The experiences of persons with disabilities are gaining increasing visibility in international humanitarian action. The report details several cases of collective action, such as the UN Charter on Inclusion of Persons with Disabilities in Humanitarian Action in 2016, UNICEF’s 2018 guidelines for the inclusion of children with disabilities in humanitarian action, and UNHRC’s 2011 guidance on the needs of persons with disabilities in instances of forced displacement among others.  

However, progress in all other phases of the peace continuum (prevention and conduct of conflict, international humanitarian and criminal law, or disarmament, demobilization and reintegration efforts) has been more limited. The varying degrees of invisibility in all these phases have a direct impact on the safety of people with disabilities in situations of armed conflict, in a global context in which these take place increasingly in urban contexts, where civilian populations are dramatically affected.

But as the study argue, invisibility not only impacts protection and wellbeing of particular groups. It also fails to seize the potential of organizations of persons with disabilities to play constructive roles in de-escalation and conflict prevention.  

The notion of “protection” must be purged of its legacy of paternalism, grounding it instead on personhood and human agency...

The way forward

The study calls for reframing the notion of “protection”, to purge it of its legacy of paternalism, grounding it instead on the personhood, human agency and the right of persons with disabilities to participate in and help to reshape their own societies. This way, protection becomes more aligned with broader goals of inclusion and development. To do this, the Special Rapporteur makes the following recommendations, organized by the different phases of the peace continuum:

Conflict prevention: States should take into consideration the capacity of persons with disabilities and their organizations to provide a site of convergence for disparate groups to focus on what unites them despite their differences.

Conduct of hostilities: States and militaries need to assume that within any given theatre of military operations, persons with disabilities will comprise at least 15 per cent of the civilian population. This should be reflected accordingly in operation manuals and rules of engagement.

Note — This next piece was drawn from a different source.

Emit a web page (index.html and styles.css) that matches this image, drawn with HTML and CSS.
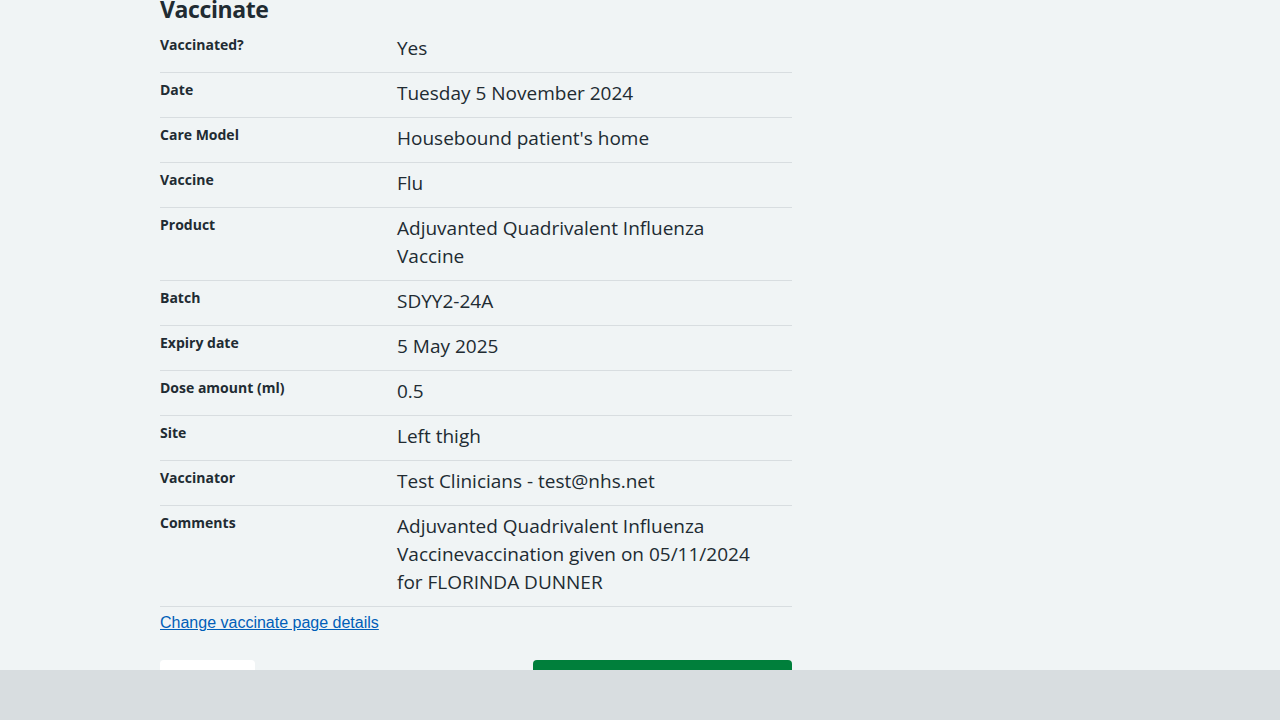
FILE: index.html
```html
<!DOCTYPE html>
<html lang="en">
<head>
<meta charset="utf-8">
<title>Vaccinate</title>
<link rel="stylesheet" href="styles.css">
</head>
<body>
<main class="page">
  <h2 class="heading">Vaccinate</h2>
  <dl class="summary">
    <div class="row"><dt class="key">Vaccinated?</dt><dd class="value">Yes</dd></div>
    <div class="row"><dt class="key">Date</dt><dd class="value">Tuesday 5 November 2024</dd></div>
    <div class="row"><dt class="key">Care Model</dt><dd class="value">Housebound patient's home</dd></div>
    <div class="row"><dt class="key">Vaccine</dt><dd class="value">Flu</dd></div>
    <div class="row"><dt class="key">Product</dt><dd class="value">Adjuvanted Quadrivalent Influenza Vaccine</dd></div>
    <div class="row"><dt class="key">Batch</dt><dd class="value">SDYY2-24A</dd></div>
    <div class="row"><dt class="key">Expiry date</dt><dd class="value">5 May 2025</dd></div>
    <div class="row"><dt class="key">Dose amount (ml)</dt><dd class="value">0.5</dd></div>
    <div class="row"><dt class="key">Site</dt><dd class="value">Left thigh</dd></div>
    <div class="row"><dt class="key">Vaccinator</dt><dd class="value">Test Clinicians - test@nhs.net</dd></div>
    <div class="row"><dt class="key">Comments</dt><dd class="value">Adjuvanted Quadrivalent Influenza Vaccinevaccination given on 05/11/2024 for FLORINDA DUNNER</dd></div>
  </dl>
  <a class="change-link" href="#">Change vaccinate page details</a>
  <div class="actions">
    <button class="btn btn-secondary" type="button">Back</button>
    <button class="btn btn-primary" type="button">Confirm and save</button>
  </div>
</main>
<footer class="footer"></footer>
</body>
</html>
```
FILE: styles.css
```css
html, body {
  margin: 0;
  padding: 0;
}
body {
  background: #f0f4f5;
  color: #212b32;
  font-family: "Open Sans", "Noto Sans", sans-serif;
  height: 720px;
  overflow: hidden;
}
.page {
  width: 632px;
  margin-left: 160px;
}
.heading {
  font-size: 23px;
  line-height: 18px;
  font-weight: 700;
  letter-spacing: -0.4px;
  margin: 0 0 10px 0;
}
.summary {
  margin: 0;
  padding: 0;
}
.row {
  display: grid;
  grid-template-columns: 237px 1fr;
  border-bottom: 1px solid #d8dde0;
}
.key {
  font-size: 14px;
  line-height: 24px;
  font-weight: 700;
  padding: 5px 0 8px 0;
  margin: 0;
}
.value {
  font-size: 19px;
  line-height: 28px;
  padding: 6px 24px 10px 0;
  margin: 0;
}
.change-link {
  display: inline-block;
  margin-top: 5px;
  font-family: "Liberation Sans", Arial, sans-serif;
  font-size: 16px;
  line-height: 22px;
  color: #005eb8;
  text-decoration: underline;
}
.actions {
  display: flex;
  justify-content: space-between;
  margin-top: 26px;
}
.btn {
  border: none;
  border-radius: 4px;
  height: 52px;
  font-family: "Open Sans", sans-serif;
  font-size: 19px;
  font-weight: 600;
  padding: 0 16px;
}
.btn-secondary {
  background: #ffffff;
  color: #005eb8;
  width: 95px;
}
.btn-primary {
  background: #007f3b;
  color: #ffffff;
  width: 259px;
}
.footer {
  position: fixed;
  left: 0;
  right: 0;
  bottom: 0;
  height: 50px;
  background: #d8dde0;
}
```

International criminal law: Greater attention must be paid to the disability dimension in existing and future investigations, commissions of inquiry and trials for war crimes and crimes against humanity.

Humanitarian action: Humanitarian action that takes due account of the situation of persons with disabilities is urgently needed. Steps are now being taken to make real the link between protection, humanitarian action and development. It is imperative that they are taken with the active participation and consultation of persons with disabilities and their representative organizations.

Disarmament, demobilization and reintegration: Disarmament, demobilization and reintegration programming must be disability inclusive. Ex-combatants with disabilities have an equal right to help to rebuild their own communities.

Peacekeeping: UN resolutions setting up or renewing peacekeeping missions should include language requiring them to integrate disability inclusion as a cross-cutting issue through their mandates.

Peace building: the constructive role of persons with disabilities in peacebuilding processes must be highlighted and seized.

Implementing these recommendations require research and investments in the capacities of militaries and organizations of persons with disabilities to engage with one another, and to increase their knowledge of international humanitarian laws, peace studies and protection frameworks.